In vitro selection and characterization of transition metal-dependent DNAzymes and RNAzymes.

摘要

Since the discovery that nucleic acids could perform catalytic functions other than the storage and transfer of genetic information, much research has been devoted to examining the mechanisms by which these “DNAzymes” and “RNAzymes” work. Most of the systems being examined are dependent on divalent metal ions for activity, and understanding the roles of these metal ions in the catalytic activity of DNAzymes and RNAzymes in conjunction with the nucleic acids themselves has become of paramount importance.; One of the major goals in studying DNAzymes is understanding which ligands from the DNA are binding the catalytic metal ions. Towards this goal, we have used a combinatorial technique known as in vitro selection to isolate transition-metal dependent DNAzymes that cleave RNA in a site-specific manner. By incorporating a negative selection strategy, we tailored the metal dependence of cis-cleaving DNAzymes away from a Pb 2+-dependent system towards one that showed high cleavage activity in the presence of Co2+.; The Co2+-dependent systems were fully characterized in both cis- and trans-cleaving forms to obtain a better understanding of the reaction characteristics of the systems. Three constructs were examined for activity and its dependence on pH, metal ion identity and concentration, and monovalent ion identity and concentration. All of the systems showed similar reaction properties to previously characterized RNAzyme and DNAzyme systems, most notably the hammerhead RNAzyme and the “8–17” DNAzyme. As trans-cleaving constructs, the metal binding affinity for Co2+ was tightest versus Pb 2+ and Zn2+.; These DNAzymes are dependent on Co2+ for cleavage activity. By exploiting the electronic properties of Co2+, we have used UV-Visible spectroscopy to obtain a better understanding of the metal binding properties of the selected DNAzyme systems.

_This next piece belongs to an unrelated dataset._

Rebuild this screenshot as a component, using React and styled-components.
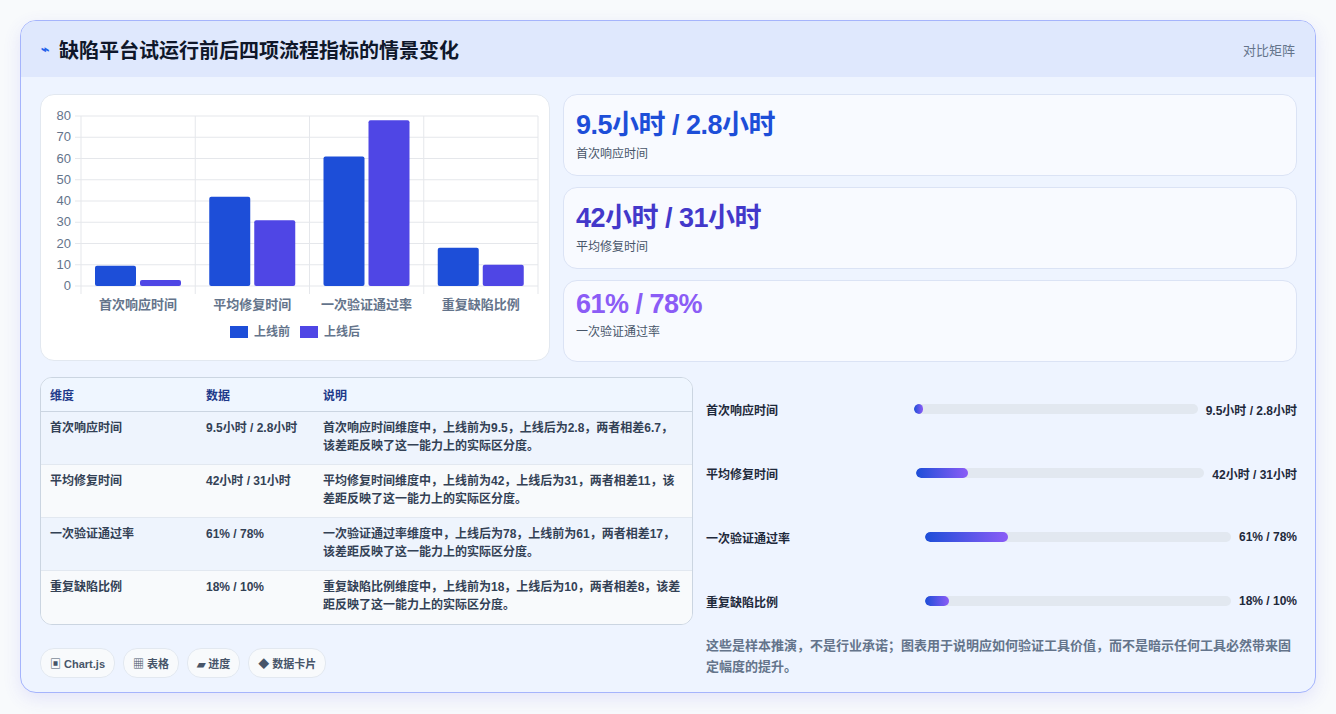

Through analysis of the spectroscopic and metal binding properties of these systems, in conjunction with the activity properties, a better understanding of how metals are binding in these systems has been developed. A previously selected DNAzyme system, the “8-17” motif, and a naturally-occurring RNAzyme system, the hammerhead motif, were also further examined in terms of the diversity of conditions under which RNA cleavage activity is supported.